Prioritise using stickers in areas where people are most likely to pass through or be in, such as kitchens, reception areas, and hallways near exits, entrances and toilets etc.
You could put stickers and signs in other locations, but there’s a risk of increased frequency causing them to become less-noticeable and just part of ‘background noise’ for people. Try changing designs or using different colours to help ensure people stay alert to the reminders. However, you shouldn't compromise on essential placements - if people could benefit, then use signs and stickers!
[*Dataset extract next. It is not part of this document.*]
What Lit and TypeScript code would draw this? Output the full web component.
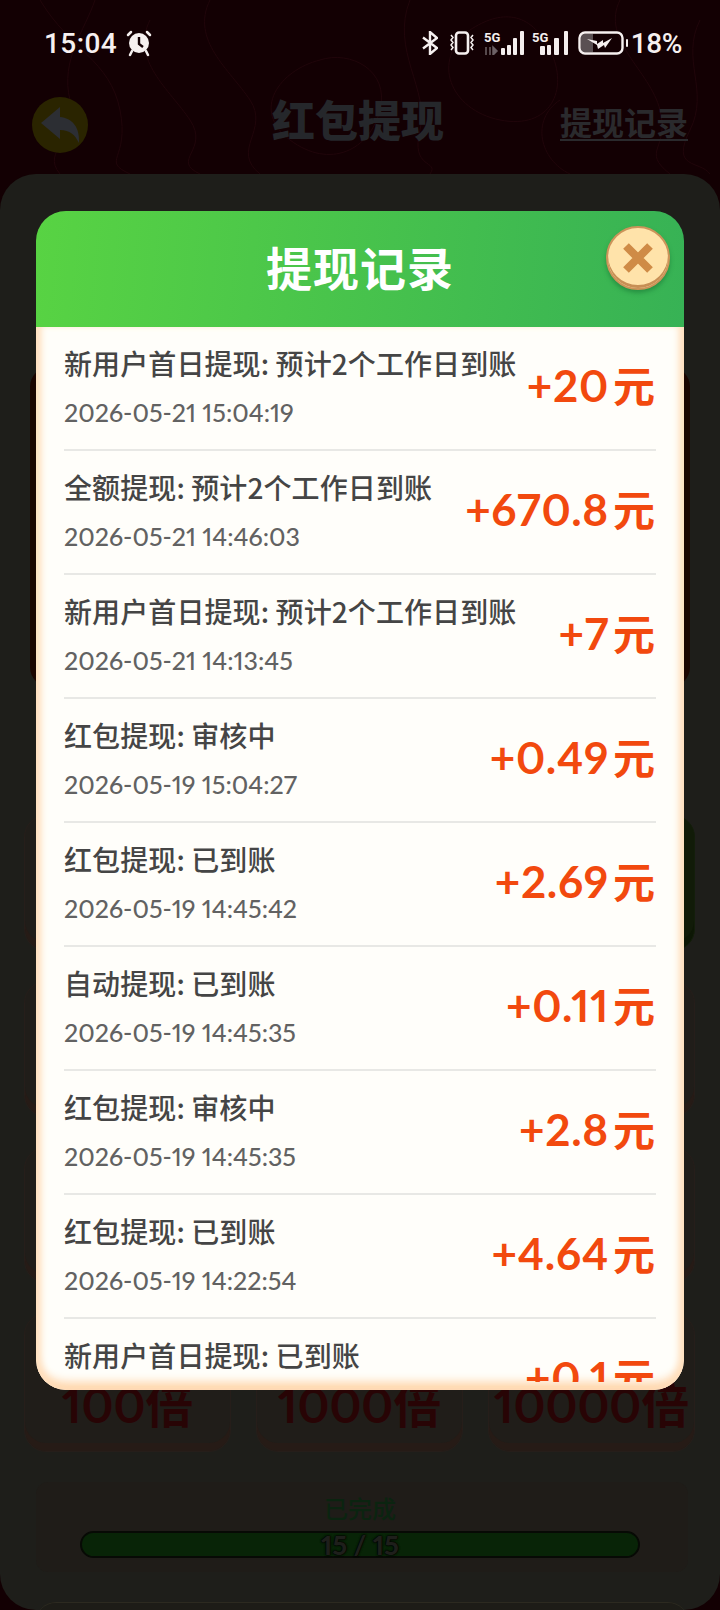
import { LitElement, html, css, svg } from 'lit';
import { customElement } from 'lit/decorators.js';

// lista de registos do modal
const records = [
  { title: '新用户首日提现: 预计2个工作日到账', time: '2026-05-21 15:04:19', amount: '+20' },
  { title: '全额提现: 预计2个工作日到账', time: '2026-05-21 14:46:03', amount: '+670.8' },
  { title: '新用户首日提现: 预计2个工作日到账', time: '2026-05-21 14:13:45', amount: '+7' },
  { title: '红包提现: 审核中', time: '2026-05-19 15:04:27', amount: '+0.49' },
  { title: '红包提现: 已到账', time: '2026-05-19 14:45:42', amount: '+2.69' },
  { title: '自动提现: 已到账', time: '2026-05-19 14:45:35', amount: '+0.11' },
  { title: '红包提现: 审核中', time: '2026-05-19 14:45:35', amount: '+2.8' },
  { title: '红包提现: 已到账', time: '2026-05-19 14:22:54', amount: '+4.64' },
  { title: '新用户首日提现: 已到账', time: '2026-05-19 14:22:50', amount: '+0.1' },
];

const bar = (x: number, y: number, w: number) =>
  svg`<rect x=${x} y=${y} width=${w} height=${24 - y} rx="1" fill="#f4eeee" />`;

@customElement('app-root')
export class AppRoot extends LitElement {
  static styles = css`
    :host {
      display: block;
      position: relative;
      width: 720px;
      height: 1610px;
      overflow: hidden;
      background: #130003;
      font-family: 'Noto Sans CJK SC', 'Lato', sans-serif;
    }

    .contours {
      position: absolute;
      top: 0;
      left: 0;
    }

    .status {
      position: relative;
      height: 80px;
      display: flex;
      align-items: center;
      padding: 6px 38px 0 44px;
      box-sizing: border-box;
      color: #f6f0f0;
      font-family: 'Roboto', sans-serif;
      font-size: 28px;
      font-weight: 500;
    }

    .clock {
      margin-right: 9px;
      letter-spacing: 0.4px;
    }

    .status-right {
      margin-left: auto;
      display: flex;
      align-items: center;
    }

    .five {
      font: 700 13px 'Roboto', sans-serif;
      fill: #f4eeee;
    }

    .bt {
      margin-right: 10px;
    }

    .vib {
      margin-right: 8px;
    }

    .sig-a {
      margin-right: 7px;
    }

    .sig-b {
      margin-right: 9px;
    }

    .pct {
      margin-left: 3px;
      letter-spacing: -0.4px;
    }

    .topbar {
      position: relative;
      height: 94px;
      display: flex;
      align-items: center;
      padding: 0 32px 4px;
      box-sizing: border-box;
    }

    .back {
      width: 56px;
      height: 56px;
      border-radius: 50%;
      background: #2a2400;
      display: flex;
      align-items: center;
      justify-content: center;
    }

    .page-title {
      position: absolute;
      left: 272px;
      top: 8px;
      font-size: 43px;
      line-height: 60px;
      font-weight: 900;
      color: #25272b;
    }

    .history-link {
      margin-left: auto;
      font-size: 32px;
      line-height: 36px;
      font-weight: 700;
      color: #2a2a2d;
      border-bottom: 2px solid #2a2a2d;
      margin-bottom: 6px;
    }

    .panel {
      position: relative;
      background: #1e1e1a;
      border-radius: 36px;
      height: 1436px;
      padding: 0 24px;
      box-sizing: border-box;
    }

    .red-card {
      height: 320px;
      margin: 0 6px;
      position: relative;
      top: 193px;
      border-radius: 20px;
      background: #1c0500;
    }

    .grid {
      margin-top: 321px;
      display: grid;
      grid-template-columns: repeat(3, 207px);
      grid-auto-rows: 136px;
      column-gap: 25px;
      row-gap: 30px;
    }

    .tile {
      border-radius: 22px;
      background: #201d19;
      border: 1px solid #261e1a;
      box-shadow: inset 0 -8px 0 #261b16;
      box-sizing: border-box;
      display: flex;
      align-items: flex-end;
      justify-content: center;
      white-space: nowrap;
    }

    .tile.green {
      background: #111b08;
      box-shadow: inset 0 -8px 0 #0d1705;
      border-color: #131e0a;
    }

    .tile.last {
      height: 139px;
      font-family: 'Lato', 'Noto Sans CJK SC', sans-serif;
      font-variant-numeric: proportional-nums;
      font-size: 48px;
      line-height: 60px;
      font-weight: 700;
      color: #280405;
      padding-bottom: 16px;
    }

    .progress {
      margin: 33px 8px 0 12px;
      padding-right: 4px;
      height: 90px;
      border-radius: 12px;
      background: #1f1c18;
      display: flex;
      flex-direction: column;
      align-items: center;
    }

    .progress-label {
      margin-top: 10px;
      font-size: 24px;
      line-height: 32px;
      font-weight: 500;
      color: #0b2410;
    }

    .bar {
      margin-top: 7px;
      width: 560px;
      height: 27px;
      box-sizing: border-box;
      border: 2px solid #070a05;
      border-radius: 14px;
      background: #082407;
      text-align: center;
      font-family: 'Lato', sans-serif;
      font-variant-numeric: proportional-nums;
      font-size: 27px;
      line-height: 23px;
      font-weight: 900;
      color: #1e1f1b;
      text-shadow: 0 0 2px #000, 0 0 2px #000, 0 0 1px #000;
    }

    .bottom-card {
      margin: 30px 8px 0 12px;
      height: 60px;
      border-top: 1px solid #2c2a20;
      border-radius: 20px 20px 0 0;
      background: #1d1c17;
    }

    .modal {
      position: absolute;
      left: 36px;
      top: 211px;
      width: 648px;
      height: 1179px;
      border-radius: 30px;
      overflow: hidden;
      display: flex;
      flex-direction: column;
    }

    .modal-head {
      height: 116px;
      flex: none;
      box-sizing: border-box;
      padding-bottom: 6px;
      background: linear-gradient(95deg, #58d343, #37b255);
      display: flex;
      align-items: center;
      justify-content: center;
      color: #fff;
      font-size: 46px;
      letter-spacing: 1px;
      font-weight: 700;
    }

    .modal-body {
      flex: 1;
      min-height: 0;
      background: #fffefa;
      border-radius: 0 0 30px 30px;
      box-shadow: inset 8px 0 7px -3px #ffe0bf, inset -8px 0 7px -3px #ffe0bf, inset 0 -10px 10px -2px #ffd6ac;
      padding: 0 28px 8px;
      display: flex;
    }

    .list {
      flex: 1;
      overflow: hidden;
    }

    .row {
      height: 124px;
      box-sizing: border-box;
      padding-top: 18px;
      border-bottom: 2px solid #e8e8e5;
      display: flex;
      justify-content: space-between;
      white-space: nowrap;
    }

    .row-title {
      font-size: 28px;
      line-height: 36px;
      font-weight: 500;
      letter-spacing: 0.1px;
      color: #454545;
    }

    .row-time {
      margin-top: 13px;
      font-family: 'Lato', sans-serif;
      font-variant-numeric: proportional-nums;
      font-size: 25px;
      line-height: 36px;
      font-weight: 500;
      color: #626262;
    }

    .amount {
      font-family: 'Lato', 'Noto Sans CJK SC', sans-serif;
      font-variant-numeric: proportional-nums;
      font-size: 44px;
      line-height: 52px;
      font-weight: 700;
      letter-spacing: 0.7px;
      color: #f2490e;
      margin-top: 13px;
      margin-right: 1px;
    }

    .yuan {
      font-family: 'Noto Sans CJK SC', sans-serif;
      font-size: 42px;
      font-weight: 700;
      letter-spacing: 0;
      margin-left: 4px;
    }

    .close {
      position: absolute;
      left: 606px;
      top: 226px;
      width: 64px;
      height: 64px;
      border-radius: 50%;
      box-sizing: border-box;
      background: #ffe3aa;
      border: 2px solid #cc945a;
      box-shadow: inset 0 -3px 0 #c78f55, 0 3px 4px rgba(20, 110, 50, 0.5);
      display: flex;
      align-items: center;
      justify-content: center;
    }
  `;

  render() {
    return html`
      <svg class="contours" width="720" height="174" viewBox="0 0 720 174" fill="none" stroke="#20050a" stroke-width="1">
        <path d="M40 0C70 50 110 60 120 110S100 160 130 174" />
        <path d="M95 0C85 30 60 60 70 100S40 150 60 174" />
        <path d="M210 0C190 40 230 70 250 100S230 150 260 174" />
        <path d="M150 20C130 60 170 90 190 120S170 160 200 174" />
        <path d="M320 60C280 70 250 110 290 140S370 150 380 110 350 50 320 60Z" />
        <path d="M410 0C390 50 430 90 420 130S440 160 430 174" />
        <path d="M470 30C430 60 450 110 500 120S570 90 550 50 500 10 470 30Z" />
        <path d="M560 100C530 120 540 160 570 174" />
        <path d="M620 0C600 40 650 70 660 110S640 150 670 174" />
        <path d="M700 20C680 60 710 90 690 130S700 160 710 174" />
      </svg>

      <div class="status">
        <span class="clock">15:04</span>
        <svg width="26" height="28" viewBox="0 0 26 28">
          <path d="M5 3 2 6M21 3l3 3" stroke="#f6f0f0" stroke-width="2.5" stroke-linecap="round" />
          <circle cx="13" cy="14" r="10" fill="#f6f0f0" />
          <path d="M13 8v7l4 3" stroke="#130003" stroke-width="2.4" fill="none" />
          <path d="M6 22 4 26M20 22l2 4" stroke="#f6f0f0" stroke-width="2.5" stroke-linecap="round" />
        </svg>
        <div class="status-right">
          <svg class="bt" width="16" height="24" viewBox="0 0 16 24" fill="none" stroke="#f6f0f0" stroke-width="2.4">
            <path d="M1 6.5 15 17l-7 6V1l7 6L1 17.500" />
          </svg>
          <svg class="vib" width="28" height="24" viewBox="0 0 28 24" fill="none" stroke="#f6f0f0">
            <rect x="8" y="1.500" width="12" height="21" rx="3" stroke-width="2.6" />
            <path d="M3 4l2 2.500-2 2.500 2 2.500-2 2.500 2 2.500-2 2.500M25 4l-2 2.500 2 2.500-2 2.500 2 2.500-2 2.500 2 2.500" stroke-width="1.5" />
          </svg>
          <svg class="sig-a" width="41" height="24" viewBox="0 0 41 24">
            <text x="0" y="11" class="five">5G</text>
            <path d="M2 16v8M6 16v8M9 16l4 4-4 4z" stroke="#6d6266" stroke-width="1.500" fill="#6d6266" />
            ${bar(17, 17, 4)} ${bar(23, 14, 4)} ${bar(29, 7, 4)} ${bar(36, 0, 4)}
          </svg>
          <svg class="sig-b" width="37" height="24" viewBox="0 0 37 24">
            <text x="0" y="11" class="five">5G</text>
            ${bar(8, 15, 5)} ${bar(15, 14, 4)} ${bar(22, 7, 5)} ${bar(32, 0, 4)}
          </svg>
          <svg width="50" height="24" viewBox="0 0 50 24" fill="none">
            <rect x="3" y="3" width="12" height="18" fill="#5a5053" />
            <rect x="1.500" y="1.500" width="43" height="21" rx="5.500" stroke="#f6f0f0" stroke-width="2.400" />
            <path d="M9 8l10 2 0 3 6-4 0 3 9-5-7 10-1-3-6 4-1-4z" fill="#f6f0f0" />
            <rect x="48" y="8" width="2" height="8" rx="1" fill="#f6f0f0" />
          </svg>
          <span class="pct">18%</span>
        </div>
      </div>

      <div class="topbar">
        <div class="back">
          <svg width="40" height="36" viewBox="0 0 40 36">
            <path d="M1 16 20 0v10c12 1 20 10 19 26-4-8-9-13-19-13v9z" fill="#2c2e33" />
          </svg>
        </div>
        <div class="page-title">红包提现</div>
        <div class="history-link">提现记录</div>
      </div>

      <div class="panel">
        <div class="red-card"></div>
        <div class="grid">
          <div class="tile"></div>
          <div class="tile"></div>
          <div class="tile green"></div>
          <div class="tile"></div>
          <div class="tile"></div>
          <div class="tile"></div>
          <div class="tile"></div>
          <div class="tile"></div>
          <div class="tile"></div>
          <div class="tile last">100倍</div>
          <div class="tile last">1000倍</div>
          <div class="tile last">10000倍</div>
        </div>
        <div class="progress">
          <div class="progress-label">已完成</div>
          <div class="bar">15 / 15</div>
        </div>
        <div class="bottom-card"></div>
      </div>

      <div class="modal">
        <div class="modal-head">提现记录</div>
        <div class="modal-body">
          <div class="list">
            ${records.map(
              (r) => html`
                <div class="row">
                  <div>
                    <div class="row-title">${r.title}</div>
                    <div class="row-time">${r.time}</div>
                  </div>
                  <div class="amount">${r.amount}<span class="yuan">元</span></div>
                </div>
              `
            )}
          </div>
        </div>
      </div>

      <div class="close">
        <svg width="36" height="36" viewBox="0 0 36 36">
          <path d="M6 6 30 30M30 6 6 30" stroke="#cf8b46" stroke-width="8" />
        </svg>
      </div>
    `;
  }
}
Social Distancing Labels for Shops
Use stickers, signs and labels to help ensure awareness of your policies and practices. This prevents confusion and helps keep your staff safer, reducing instances of non-compliance. They should be placed at key entrances, and near where people are most likely to interact with staff such as at checkouts. For example, you could have a sticker on or near a checkout to encourage customers to use a contactless payment method.
So that customers feel safe shopping at your store, you should also use stickers to help guide them throughout the store and maintain their distance from other shoppers. This can be in a variety or combination of formats, for example using single-direction arrows and movement flows around a store. You can also use stickers for queuing areas, and across aisles to keep people two metres apart, or as information to help people find efficient routes to essential items and avoid coming into contact with others.
Social Distancing Labels for Factories
Factories can vary a lot, so it’s important to look carefully at how people work, the routes they take, and how much interaction with others has to take place.
You could use stickers to mark designated areas for relay of items; for example one person brings a tool to this area, and then leaves again before a second person collects it - in a similar way to how delivery drivers are currently operating. This minimises close contact, but still ensures parts and equipment can move around your factory.
Floor stickers can also be used to separate different areas and provide clear markings for personal ‘work spaces’ to avoid close contact with others. You could also implement single direction arrows and restrict access to certain routes to help minimise face to face contact.
As with offices, you should also look to ensure that the areas where people are most likely to pass through or be in have suitable markings and instructions. For example, reception areas and frequently used hallways or facilities.